Позже я отнес отца в кровать, почти не ощутив его веса. Укрыв его одеялом, я устроил себе постель на полу рядом с кроватью, слушая его тяжелую одышку и сиплое дыхание. Посреди ночи папа проснулся от приступа кашля и долго не мог остановиться. Я уже хотел везти его в больницу, но тут кашель наконец прекратился.

Отец пришел в ужас, узнав, куда я хочу его отвезти.

— Останусь здесь, — молил он слабым голосом. — Не хочу ехать.

Раздираемый тревогой и жалостью, я все же решил не класть его в больницу. Для человека раз навсегда заведенного порядка больница была не только чужим, но опасным местом, привыкание к которому потребует больше сил, чем у отца осталось. В этот момент отец снова запачкал простыни.

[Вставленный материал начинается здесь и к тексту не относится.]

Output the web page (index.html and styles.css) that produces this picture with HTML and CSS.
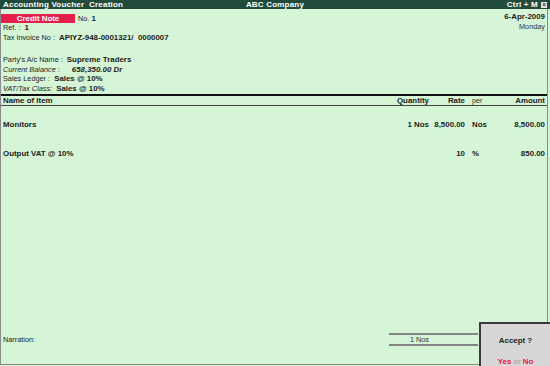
FILE: index.html
```html
<!DOCTYPE html>
<html>
<head>
<meta charset="utf-8">
<link rel="stylesheet" href="styles.css">
</head>
<body>
<div class="titlebar">
  <span class="t-left">Accounting Voucher&nbsp; Creation</span>
  <span class="t-mid">ABC Company</span>
  <span class="t-right">Ctrl + M <span class="xbox">&#215;</span></span>
</div>
<div class="panel">
  <div class="head">
    <div class="head-left">
      <div class="line badge-line"><span class="badge">Credit Note</span><span class="no">No. <b>1</b></span></div>
      <div class="line">Ref. : &nbsp;<b>1</b></div>
      <div class="line">Tax Invoice No : &nbsp;<b>APIYZ-948-0001321/&nbsp; 0000007</b></div>
      <div class="line party">Party's A/c Name : &nbsp;<b>Supreme Traders</b></div>
      <div class="line"><i>Current Balance :</i> <b class="bal"><i>658,350.00 Dr</i></b></div>
      <div class="line">Sales Ledger : &nbsp;<b>Sales @ 10%</b></div>
      <div class="line"><i>VAT/Tax Class:</i> &nbsp;<b>Sales @ 10%</b></div>
    </div>
    <div class="head-right">
      <div class="date">6-Apr-2009</div>
      <div class="day">Monday</div>
    </div>
  </div>
  <div class="row hdr">
    <span class="c-name">Name of Item</span>
    <span class="c-qty">Quantity</span>
    <span class="c-rate">Rate</span>
    <span class="c-per light">per</span>
    <span class="c-amt">Amount</span>
  </div>
  <div class="row item r1">
    <span class="c-name">Monitors</span>
    <span class="c-qty">1 Nos</span>
    <span class="c-rate">8,500.00</span>
    <span class="c-per">Nos</span>
    <span class="c-amt">8,500.00</span>
  </div>
  <div class="row item r2">
    <span class="c-name">Output VAT @ 10%</span>
    <span class="c-qty"></span>
    <span class="c-rate">10</span>
    <span class="c-per">%</span>
    <span class="c-amt">850.00</span>
  </div>
  <div class="spacer"></div>
  <div class="footer">
    <span class="narr">Narration:</span>
    <span class="total">1 Nos</span>
    <span class="rest"></span>
  </div>
  <div class="accept">
    <div class="q">Accept ?</div>
    <div class="yn"><span class="red">Yes</span> <span class="or">or</span> <span class="red">No</span></div>
  </div>
</div>
</body>
</html>
```
FILE: styles.css
```css
html, body {
  margin: 0;
  padding: 0;
  background: #d6f5d6;
  width: 550px;
  height: 366px;
  overflow: hidden;
  font-family: "Liberation Sans", Arial, sans-serif;
  font-size: 7.3px;
  color: #1c1c1c;
}
b { font-weight: bold; font-size: 7.9px; }

.titlebar {
  height: 9px;
  background: #214b3b;
  color: #fff;
  font-weight: bold;
  font-size: 8px;
  line-height: 9px;
  display: grid;
  grid-template-columns: 1fr auto 1fr;
  padding: 0 3px 0 3px;
  letter-spacing: 0.2px;
}
.t-mid { text-align: center; }
.t-right { text-align: right; display: flex; justify-content: flex-end; align-items: center; gap: 3px; }
.xbox {
  display: inline-block;
  width: 6px;
  height: 6px;
  background: #e8e8e8;
  color: #214b3b;
  font-size: 7px;
  line-height: 6px;
  text-align: center;
  letter-spacing: 0;
}

.panel {
  position: relative;
  width: 546px;
  height: 355px;
  border-left: 1px solid #8a8a8a;
  border-right: 1px solid #8a8a8a;
  border-bottom: 1px solid #8a8a8a;
  display: flex;
  flex-direction: column;
}

.head {
  display: flex;
  justify-content: space-between;
  padding: 5px 2px 0 2px;
  height: 80px;
}
.line { height: 9.5px; line-height: 9.5px; white-space: nowrap; }
.badge-line { display: flex; align-items: center; height: 9px; line-height: 9px; }
.badge {
  display: inline-block;
  width: 74px;
  height: 9px;
  margin-left: -2px;
  background: #e3204c;
  color: #fff;
  font-weight: bold;
  font-size: 7.9px;
  text-align: center;
  line-height: 9px;
}
.no { margin-left: 3px; }
.party { margin-top: 13px; }
.bal { margin-left: 10px; }

.head-right { text-align: right; margin-top: -2px; }
.date { font-weight: bold; font-size: 7.9px; height: 9px; line-height: 9px; }
.day { height: 10px; line-height: 12px; color: #333; }

.row {
  display: grid;
  grid-template-columns: 1fr 40px 36px 30px 50px;
  padding: 0 2px;
  height: 9px;
  line-height: 9px;
  font-weight: bold;
  font-size: 7.9px;
}
.hdr {
  border-top: 2px solid #111;
  border-bottom: 1px solid #444;
  height: 9px;
}
.c-qty, .c-rate, .c-amt { text-align: right; }
.c-per { padding-left: 7px; }
.light { font-weight: normal; font-size: 7.3px; color: #333; }
.r1 { margin-top: 14px; }
.r2 { margin-top: 20px; }

.spacer { flex: 1; }

.footer {
  display: flex;
  align-items: center;
  height: 13px;
  margin-bottom: 18px;
}
.narr { flex: 1; padding-left: 2px; }
.total {
  width: 89px;
  box-sizing: border-box;
  border-top: 2px solid #858585;
  border-bottom: 2px solid #858585;
  height: 13px;
  line-height: 9px;
  text-align: right;
  padding-right: 49px;
  color: #333;
}
.rest { width: 69px; }

.accept {
  position: absolute;
  right: -3px;
  bottom: -2px;
  width: 71px;
  height: 44px;
  box-sizing: border-box;
  background: #d6d6d6;
  border: 2px solid #3a3a3a;
  border-right: none;
  border-bottom: none;
  text-align: center;
}
.q { font-weight: bold; font-size: 7.9px; margin-top: 12px; line-height: 9px; }
.yn { font-weight: bold; font-size: 7.9px; margin-top: 12px; line-height: 9px; }
.red { color: #e3204c; }
.or { color: #9a9a9a; font-weight: normal; }
```
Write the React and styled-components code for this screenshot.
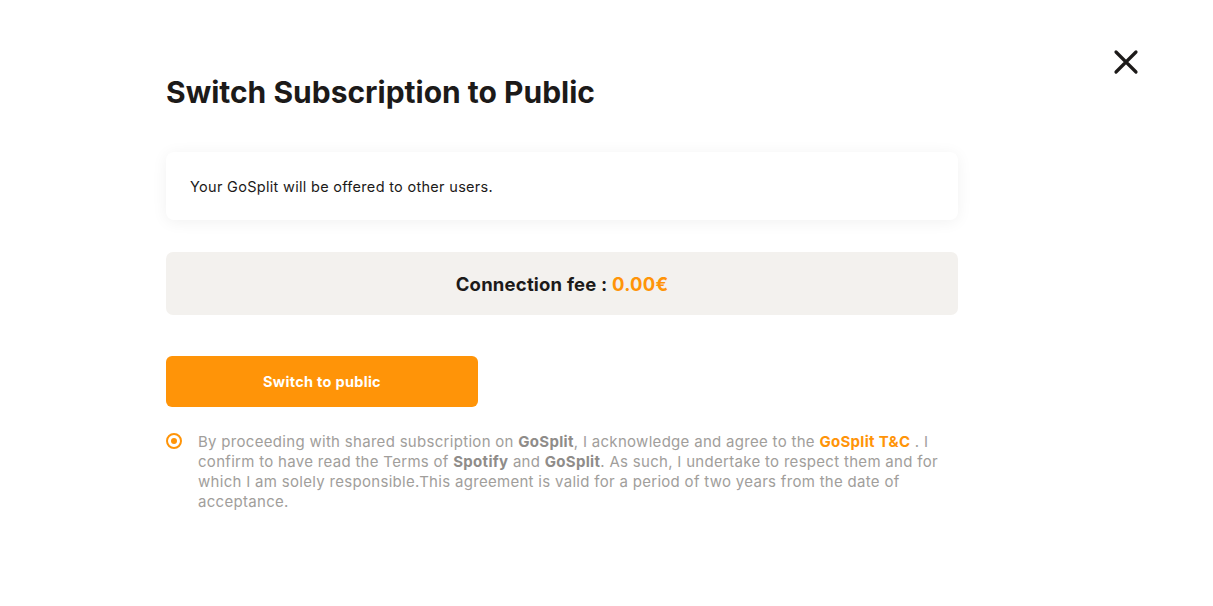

На следующий день зашла соседка и с порога принялась извиняться. У нее заболела дочь, и она несколько дней не убирала в кухне, но до того ежедневно меняла отцу постель и следила, чтобы в кухне всегда был запас консервированного супа. Мы стояли на крыльце; при виде усталого лица пожилой женщины слова заготовленных упреков забылись сами собой. Я сказал, что очень благодарен ей за заботу и что она и так сделала больше, чем могла.